| THE TASK |
Repeat the material exactly from its first line to the line that includes "const steps = ['Before". Skip pictures.

+++

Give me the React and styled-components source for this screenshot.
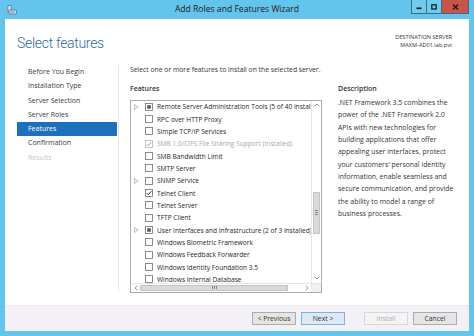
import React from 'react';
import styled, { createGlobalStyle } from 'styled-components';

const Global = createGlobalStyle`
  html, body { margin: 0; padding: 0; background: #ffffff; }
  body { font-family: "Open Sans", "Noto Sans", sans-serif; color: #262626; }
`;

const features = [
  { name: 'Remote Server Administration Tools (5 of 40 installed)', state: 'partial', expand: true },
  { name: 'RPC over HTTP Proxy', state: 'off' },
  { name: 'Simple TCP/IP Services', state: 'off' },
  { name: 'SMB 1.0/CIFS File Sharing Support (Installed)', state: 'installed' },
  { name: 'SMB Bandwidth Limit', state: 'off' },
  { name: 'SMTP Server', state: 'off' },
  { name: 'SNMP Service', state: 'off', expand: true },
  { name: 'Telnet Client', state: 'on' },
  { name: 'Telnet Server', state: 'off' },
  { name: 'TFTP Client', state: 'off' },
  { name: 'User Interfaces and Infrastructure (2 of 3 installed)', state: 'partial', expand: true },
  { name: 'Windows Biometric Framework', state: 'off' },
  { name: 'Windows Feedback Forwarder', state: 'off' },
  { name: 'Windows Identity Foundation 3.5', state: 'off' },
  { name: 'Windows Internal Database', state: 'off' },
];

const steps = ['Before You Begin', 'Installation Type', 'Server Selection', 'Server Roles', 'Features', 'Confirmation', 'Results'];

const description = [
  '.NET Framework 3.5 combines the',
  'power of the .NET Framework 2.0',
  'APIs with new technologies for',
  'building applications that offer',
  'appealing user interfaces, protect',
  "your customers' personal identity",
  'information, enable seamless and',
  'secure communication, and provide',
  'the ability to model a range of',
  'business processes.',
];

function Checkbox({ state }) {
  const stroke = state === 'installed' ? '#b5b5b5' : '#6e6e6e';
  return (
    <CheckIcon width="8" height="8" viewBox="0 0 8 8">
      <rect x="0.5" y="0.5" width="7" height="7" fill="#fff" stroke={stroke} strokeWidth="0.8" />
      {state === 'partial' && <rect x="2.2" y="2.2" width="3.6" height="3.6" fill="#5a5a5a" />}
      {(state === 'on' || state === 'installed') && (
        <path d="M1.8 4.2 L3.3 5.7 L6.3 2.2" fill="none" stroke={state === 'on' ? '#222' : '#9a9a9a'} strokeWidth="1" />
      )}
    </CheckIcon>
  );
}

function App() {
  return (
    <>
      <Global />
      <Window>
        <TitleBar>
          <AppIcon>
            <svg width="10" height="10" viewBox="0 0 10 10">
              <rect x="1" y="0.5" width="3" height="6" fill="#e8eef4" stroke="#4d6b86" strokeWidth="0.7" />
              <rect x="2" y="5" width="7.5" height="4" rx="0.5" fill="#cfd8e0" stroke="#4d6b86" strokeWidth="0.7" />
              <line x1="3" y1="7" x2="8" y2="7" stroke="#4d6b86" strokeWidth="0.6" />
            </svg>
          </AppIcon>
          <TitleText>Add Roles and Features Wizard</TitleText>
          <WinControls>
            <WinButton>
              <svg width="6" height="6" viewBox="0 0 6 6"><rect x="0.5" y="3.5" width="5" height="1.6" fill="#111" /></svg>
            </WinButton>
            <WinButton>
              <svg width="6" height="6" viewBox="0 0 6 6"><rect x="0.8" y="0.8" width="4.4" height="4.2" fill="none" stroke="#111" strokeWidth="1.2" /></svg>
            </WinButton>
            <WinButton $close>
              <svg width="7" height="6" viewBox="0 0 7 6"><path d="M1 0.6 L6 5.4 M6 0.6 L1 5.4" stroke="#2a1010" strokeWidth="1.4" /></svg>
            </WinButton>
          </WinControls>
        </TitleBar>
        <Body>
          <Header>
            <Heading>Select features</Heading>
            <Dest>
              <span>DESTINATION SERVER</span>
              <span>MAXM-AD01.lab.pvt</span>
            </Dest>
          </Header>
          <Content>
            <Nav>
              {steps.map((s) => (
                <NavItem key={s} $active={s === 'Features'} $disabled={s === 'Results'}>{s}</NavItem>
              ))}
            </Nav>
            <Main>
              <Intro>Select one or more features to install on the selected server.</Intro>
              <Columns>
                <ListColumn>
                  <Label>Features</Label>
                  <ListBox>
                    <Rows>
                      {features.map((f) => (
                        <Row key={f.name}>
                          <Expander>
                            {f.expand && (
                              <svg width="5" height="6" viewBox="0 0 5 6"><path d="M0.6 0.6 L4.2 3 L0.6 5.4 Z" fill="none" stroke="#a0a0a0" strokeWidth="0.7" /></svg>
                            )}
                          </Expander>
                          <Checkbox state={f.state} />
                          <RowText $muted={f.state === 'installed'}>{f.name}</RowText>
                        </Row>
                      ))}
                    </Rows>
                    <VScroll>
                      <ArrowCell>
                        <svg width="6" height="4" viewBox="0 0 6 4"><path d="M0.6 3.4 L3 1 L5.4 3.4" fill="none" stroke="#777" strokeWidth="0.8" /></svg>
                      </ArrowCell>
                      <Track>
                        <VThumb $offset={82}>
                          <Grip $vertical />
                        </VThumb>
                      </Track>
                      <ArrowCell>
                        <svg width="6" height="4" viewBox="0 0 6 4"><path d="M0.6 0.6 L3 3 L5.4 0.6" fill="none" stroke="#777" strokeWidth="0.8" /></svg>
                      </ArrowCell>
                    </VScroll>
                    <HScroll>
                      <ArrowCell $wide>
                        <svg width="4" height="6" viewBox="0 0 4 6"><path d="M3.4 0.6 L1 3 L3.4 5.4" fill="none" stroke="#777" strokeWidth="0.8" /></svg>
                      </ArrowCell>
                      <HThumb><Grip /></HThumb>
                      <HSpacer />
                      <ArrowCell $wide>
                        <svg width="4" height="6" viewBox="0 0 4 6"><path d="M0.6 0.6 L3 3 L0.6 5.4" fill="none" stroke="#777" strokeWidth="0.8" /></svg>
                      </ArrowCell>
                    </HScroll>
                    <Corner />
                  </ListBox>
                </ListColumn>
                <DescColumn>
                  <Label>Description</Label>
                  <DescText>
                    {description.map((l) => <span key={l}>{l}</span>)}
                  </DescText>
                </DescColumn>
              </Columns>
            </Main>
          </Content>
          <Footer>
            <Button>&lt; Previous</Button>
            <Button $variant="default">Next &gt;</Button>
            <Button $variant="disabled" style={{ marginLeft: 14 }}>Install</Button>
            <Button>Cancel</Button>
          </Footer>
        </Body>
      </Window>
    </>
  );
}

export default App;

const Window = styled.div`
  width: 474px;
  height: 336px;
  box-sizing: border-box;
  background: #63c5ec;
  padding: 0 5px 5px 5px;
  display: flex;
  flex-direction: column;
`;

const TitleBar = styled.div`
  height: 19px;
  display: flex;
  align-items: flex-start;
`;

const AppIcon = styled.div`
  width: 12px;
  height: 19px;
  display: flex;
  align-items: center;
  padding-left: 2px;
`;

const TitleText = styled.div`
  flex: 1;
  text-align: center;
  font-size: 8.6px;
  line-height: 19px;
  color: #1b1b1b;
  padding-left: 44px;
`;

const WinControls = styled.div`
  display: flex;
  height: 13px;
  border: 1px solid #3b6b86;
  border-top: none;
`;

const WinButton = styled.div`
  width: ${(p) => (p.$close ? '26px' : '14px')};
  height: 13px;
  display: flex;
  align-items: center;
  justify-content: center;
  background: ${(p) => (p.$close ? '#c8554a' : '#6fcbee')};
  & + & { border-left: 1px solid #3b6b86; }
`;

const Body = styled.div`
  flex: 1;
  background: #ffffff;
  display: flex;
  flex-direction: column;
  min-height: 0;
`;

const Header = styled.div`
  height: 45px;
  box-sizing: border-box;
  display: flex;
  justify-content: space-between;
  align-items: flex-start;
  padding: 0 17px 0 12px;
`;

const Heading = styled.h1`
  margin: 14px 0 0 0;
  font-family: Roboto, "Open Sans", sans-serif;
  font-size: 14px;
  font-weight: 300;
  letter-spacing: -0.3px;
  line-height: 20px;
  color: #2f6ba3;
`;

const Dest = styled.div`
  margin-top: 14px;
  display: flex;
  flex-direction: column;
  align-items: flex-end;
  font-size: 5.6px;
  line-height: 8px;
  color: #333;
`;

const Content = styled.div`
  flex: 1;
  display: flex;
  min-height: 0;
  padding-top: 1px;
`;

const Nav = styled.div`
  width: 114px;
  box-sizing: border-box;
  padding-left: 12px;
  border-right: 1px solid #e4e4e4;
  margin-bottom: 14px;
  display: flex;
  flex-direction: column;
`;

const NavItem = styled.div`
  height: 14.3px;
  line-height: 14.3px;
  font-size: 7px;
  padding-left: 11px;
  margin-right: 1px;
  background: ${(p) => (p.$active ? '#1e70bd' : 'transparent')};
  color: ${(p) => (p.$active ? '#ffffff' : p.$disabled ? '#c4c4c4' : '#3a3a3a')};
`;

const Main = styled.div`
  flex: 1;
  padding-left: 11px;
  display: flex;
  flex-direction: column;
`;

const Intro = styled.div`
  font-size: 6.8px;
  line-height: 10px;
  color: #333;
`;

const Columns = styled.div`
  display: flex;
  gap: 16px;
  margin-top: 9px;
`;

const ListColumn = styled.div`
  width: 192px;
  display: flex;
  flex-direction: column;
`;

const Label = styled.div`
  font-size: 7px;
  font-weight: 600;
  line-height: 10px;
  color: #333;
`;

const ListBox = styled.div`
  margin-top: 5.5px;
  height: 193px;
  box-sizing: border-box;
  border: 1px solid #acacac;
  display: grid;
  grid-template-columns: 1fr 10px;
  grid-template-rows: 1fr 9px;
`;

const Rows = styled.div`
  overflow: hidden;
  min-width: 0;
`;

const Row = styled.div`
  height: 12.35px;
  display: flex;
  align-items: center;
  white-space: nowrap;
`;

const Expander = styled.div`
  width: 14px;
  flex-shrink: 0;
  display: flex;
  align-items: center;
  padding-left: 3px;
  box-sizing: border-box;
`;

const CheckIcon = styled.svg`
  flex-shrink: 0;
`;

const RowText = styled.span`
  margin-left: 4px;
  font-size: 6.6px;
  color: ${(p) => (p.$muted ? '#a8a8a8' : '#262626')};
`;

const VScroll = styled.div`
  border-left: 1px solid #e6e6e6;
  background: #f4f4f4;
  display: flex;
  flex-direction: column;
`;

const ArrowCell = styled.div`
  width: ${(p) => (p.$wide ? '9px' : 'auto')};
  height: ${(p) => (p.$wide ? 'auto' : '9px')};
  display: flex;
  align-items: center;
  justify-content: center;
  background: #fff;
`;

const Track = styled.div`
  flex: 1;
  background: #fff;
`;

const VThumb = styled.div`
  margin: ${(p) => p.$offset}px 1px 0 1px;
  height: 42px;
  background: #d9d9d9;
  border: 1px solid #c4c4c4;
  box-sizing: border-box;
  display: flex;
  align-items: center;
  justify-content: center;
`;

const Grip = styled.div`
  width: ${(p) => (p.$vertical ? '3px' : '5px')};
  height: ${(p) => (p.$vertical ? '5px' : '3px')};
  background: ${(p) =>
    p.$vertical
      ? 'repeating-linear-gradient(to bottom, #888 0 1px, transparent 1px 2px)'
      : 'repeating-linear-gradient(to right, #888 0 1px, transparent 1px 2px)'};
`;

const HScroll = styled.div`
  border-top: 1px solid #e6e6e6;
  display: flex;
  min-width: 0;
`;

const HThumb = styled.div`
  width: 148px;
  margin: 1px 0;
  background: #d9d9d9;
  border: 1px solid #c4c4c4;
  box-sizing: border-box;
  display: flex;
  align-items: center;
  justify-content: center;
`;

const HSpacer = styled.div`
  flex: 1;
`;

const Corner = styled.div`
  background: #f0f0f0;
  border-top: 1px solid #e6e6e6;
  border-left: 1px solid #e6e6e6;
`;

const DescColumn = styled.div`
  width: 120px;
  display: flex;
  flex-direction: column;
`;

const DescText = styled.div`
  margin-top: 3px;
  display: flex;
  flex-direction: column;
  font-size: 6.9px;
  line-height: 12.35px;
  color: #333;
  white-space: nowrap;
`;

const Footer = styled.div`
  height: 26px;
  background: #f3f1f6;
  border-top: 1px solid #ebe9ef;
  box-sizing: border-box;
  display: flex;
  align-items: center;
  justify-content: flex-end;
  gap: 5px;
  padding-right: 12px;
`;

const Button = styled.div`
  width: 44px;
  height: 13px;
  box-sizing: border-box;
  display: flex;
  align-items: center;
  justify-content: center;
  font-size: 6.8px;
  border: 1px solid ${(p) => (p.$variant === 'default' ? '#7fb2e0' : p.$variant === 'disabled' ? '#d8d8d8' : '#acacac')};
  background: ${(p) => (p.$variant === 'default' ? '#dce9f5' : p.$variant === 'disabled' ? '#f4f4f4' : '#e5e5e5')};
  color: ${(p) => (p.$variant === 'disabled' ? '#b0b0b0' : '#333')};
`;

+++

| FULL SOLUTION |
Give me the React and styled-components source for this screenshot.
import React from 'react';
import styled, { createGlobalStyle } from 'styled-components';

const Global = createGlobalStyle`
  html, body { margin: 0; padding: 0; background: #ffffff; }
  body { font-family: "Open Sans", "Noto Sans", sans-serif; color: #262626; }
`;

const features = [
  { name: 'Remote Server Administration Tools (5 of 40 installed)', state: 'partial', expand: true },
  { name: 'RPC over HTTP Proxy', state: 'off' },
  { name: 'Simple TCP/IP Services', state: 'off' },
  { name: 'SMB 1.0/CIFS File Sharing Support (Installed)', state: 'installed' },
  { name: 'SMB Bandwidth Limit', state: 'off' },
  { name: 'SMTP Server', state: 'off' },
  { name: 'SNMP Service', state: 'off', expand: true },
  { name: 'Telnet Client', state: 'on' },
  { name: 'Telnet Server', state: 'off' },
  { name: 'TFTP Client', state: 'off' },
  { name: 'User Interfaces and Infrastructure (2 of 3 installed)', state: 'partial', expand: true },
  { name: 'Windows Biometric Framework', state: 'off' },
  { name: 'Windows Feedback Forwarder', state: 'off' },
  { name: 'Windows Identity Foundation 3.5', state: 'off' },
  { name: 'Windows Internal Database', state: 'off' },
];

const steps = ['Before You Begin', 'Installation Type', 'Server Selection', 'Server Roles', 'Features', 'Confirmation', 'Results'];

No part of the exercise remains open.